Malika Lebbal a lancé cette association après plusieurs années de missions classiques d’assistante sociale, et plusieurs années également de bénévolat au sein d’un collectif de soutien pour des sans-papiers.
Après 15 années d’expérience, Malika voulait donc se lancer dans un projet différent, un espace de santé communautaire, bienveillant, où on dépasse les positions parfois trop éloignées entre travailleurs sociaux et personnes qui ont besoin d’aide. Malika parle souvent d’un objectif de « partage de pouvoirs et de savoirs ». Elle s’est inspirée d’exemples comme La case de santé à Toulouse, La place de santé en Seine Saint-Denis, des centres de santé communautaire à Montréal ou à Bruxelles.
Globe42 nait ainsi en 2009 et se focalise rapidement sur les difficultés spécifiques des femmes migrantes âgées, sur le plan de l’accès aux droits et à la santé. L’association ouvre un local à Saint-Etienne, dans le quartier de Chavanelle, là où résident deux ninjas (ceux qui se sont reproduits, et qui ont leurs deux ninjas juniors dans l’école de quartier à 100 mètres du local de Globe42).
Malika a entrepris en 2012 une formation continue, un Master 2. Elle a entamé une recherche action sur le thème de la santé des femmes migrantes âgées. Le choix de la recherche action n’était pas anodin : elle souhaitait que les femmes soient actrices de la recherche, et voyait « la recherche action comme un outil conscientisant avec une démarche collective d’appropriation des données et d’élaboration de réponses adaptées ».
Haaaa mais ça parle de données… un vrai besoin de collecte de données « éthique » (anonymisée, sécurisée) apparaît donc, un truc de ninjas ça !
L’application
Les membres de l’association assuraient, jusqu’alors, la gestion de ces données sur leurs membres sans l’aide de l’informatique, pour écarter toute faille de confidentialité qu’un non-spécialiste peut craindre, notamment vis-à-vis du cloud. Il y avait donc une vraie perte de temps et surtout elles ne pouvaient pas croiser certains chiffres qui pouvaient les aider : combien de personnes se rendent aux repas, aux médiations de santé ? Combien de temps passent les membres de l’association sur la médiation sociale, sur l’accueil… ? Elles géraient sur des carnets de note papier le suivi de chaque migrant : les procédures en préfecture, l’état d’avancement des demandes de cartes de séjour, bref, toutes ces informations étaient non informatisées !
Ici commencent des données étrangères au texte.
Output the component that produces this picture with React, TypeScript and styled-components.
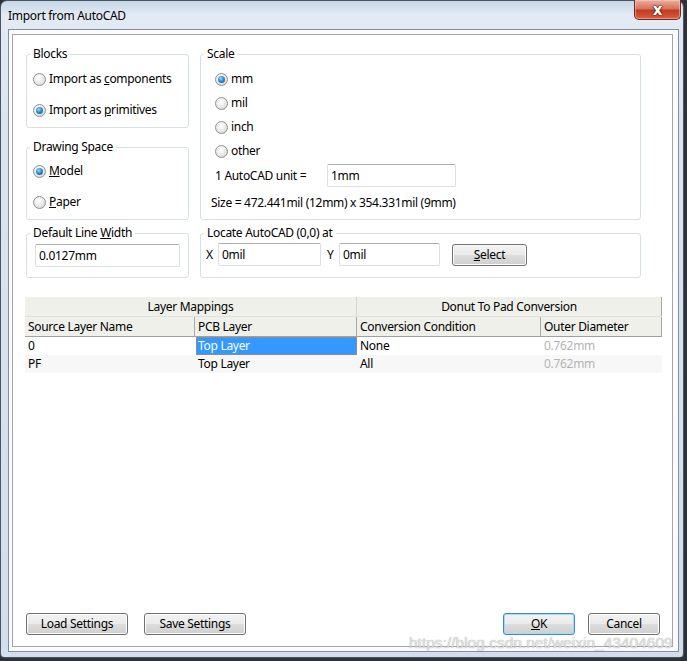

Nous avons voulu donc aider cette association en proposant bénévolement nos services de développeurs. Non seulement nous nous offrions un side-project pour pratiquer les technologies du moment (Angular 6, Spring Boot 2, Kotlin, JUnit 5, …) sur une vraie application, mais nous en profitions pour aider une association qui le méritait, et dont on pouvait ainsi faciliter le travail.
Si cela vous intéresse, le code est sur Github. Merci au passage à Clever Cloud qui a accepté de donner une instance gratuite pour l’hébergement de l’application.
Le travail des ninjas
Il est compliqué de dire exactement combien de temps cela nous a pris, 70 à 80 jours peut-être depuis 18 mois, nous ne sommes pas des fans de l’imputation ! On s’est appliqués à suivre, comme dans n’importe quel projet corporate, un processus itératif : on passe du temps à discuter avec les membres de l’association, à comprendre leurs besoins (on participe aux repas du jeudi de l’association, qui mettent à l’honneur un plat d’un pays, cuisinés par une personne migrante et qui réunissent 20 à 30 personnes autour d’une grande tablée).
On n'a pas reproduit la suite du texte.